Mientras unos me empujaban, otros aullaban: "Muera la arrogancia de Tashi Tsering", "Abajo el enemigo de la patria" y cosas por el estilo. A los gritos siguieron, en forma teatral, las acusaciones. La primera acusación provino de una joven de Nakchuka, en el norte del Tíbet. Empezó acusándome de estar en contra del pensamiento de Mao y del marxismo-leninismo. Como me defendí y refuté sus afirmaciones, el propio Chen irrumpió diciendo que era un reaccionario muy terco y arrogante, y que mi arrogancia no era la de una persona normal, sino la de un contrarrevolucionario.
Quería decir que yo era tan contrarrevolucionario que tenía capacidad intelectual para decir cosas inteligentes en contra de la revolución. Eso era lo que se entendía por arrogancia contrarrevolucionaria. Chen se lanzó entonces a preguntarme sobre la cita de Mao que había usado:
-Al parecer piensas que somos tus enemigos, ¿verdad? Si es así, ¿quiénes son esos nubarrones? ¿A quién te refieres? -me preguntó-. ¿Quiénes son los nubarrones y quiénes el brillante resplandor? ¿Por qué has escrito esas cosas?

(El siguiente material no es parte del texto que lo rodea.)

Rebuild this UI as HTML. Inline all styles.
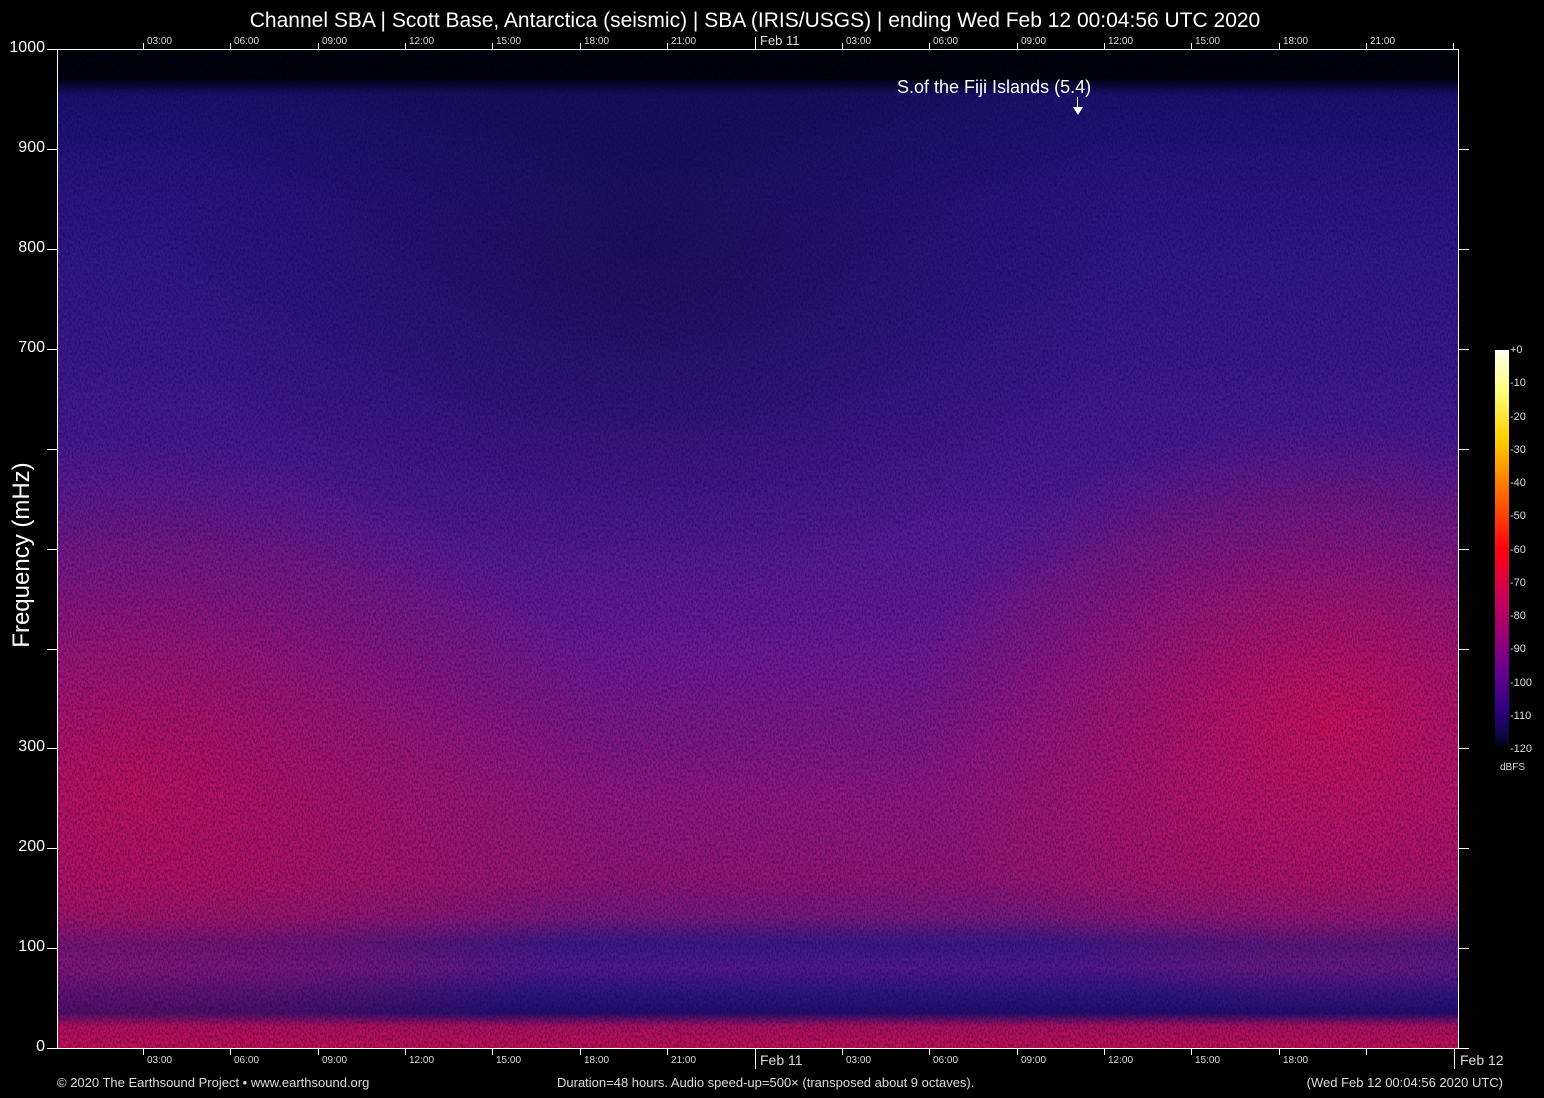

Respondí que los nubarrones se referían a mi situación:
-Estoy ahora aquí convertido en el enemigo del pueblo. Lamento haber llegado a esto. Escribí nubarrones pensando en los nubarrones que se ciernen sobre mí, no sobre vosotros ni sobre nadie más. Sólo sobre mí.
Las preguntas de Chen
Naturalmente, a Chen no le satisfizo mi respuesta y me planteó otra pregunta:
-¿Qué es el brillante resplandor? -me preguntó, volviéndose hacia los demás con cara de satisfacción.
Respondí que el brillante resplandor se refería también a mí:
-Es algo que espero que llegue; sólo me refiero a algo que sea mejor que los nubarrones que se ciernen ahora sobre mí. No he pretendido insultaros a vosotros ni al proletariado.
Chen, obviamente, no se lo creía y replicó:
-Te obstinas en tus sucias ideas. Tu actitud hacia la Revolución Cultural del proletariado es vergonzosa, pues sabes lo grande que ésta es. Es una iniciativa de nuestro gran comandante Mao y es él quien la guía.
A ese punto todos los presentes corearon "Abajo los lacayos reaccionarios del imperialismo" y "Abajo el traidor Tashi". Al final, tras varias horas, el director de la reunión dijo:
-Tashi Tsering, la línea del partido es muy clara. La conoces de sobra. Puedes elegir entre dos caminos. Puedes ir por el sendero luminoso o continuar por el camino oscuro, el camino de las tinieblas. Tú eliges. Si eres sincero con nosotros y demuestras una actitud positiva hacia la revolución, tal vez consigas que tu castigo sea leve. Pero si te mantienes en esta terca actitud, lo descubriremos todo y serás castigado severamente.
Al día siguiente, después del desayuno, los interrogatorios continuaron. Unas semanas después, estaba tan harto de las mismas preguntas e insinuaciones que algo dentro de mí se derrumbó. Ya no me importaba lo que me pudieran hacer. Sólo estaba seguro de que no pensaba decir lo que ellos querían y deseaba que lo supieran con toda claridad.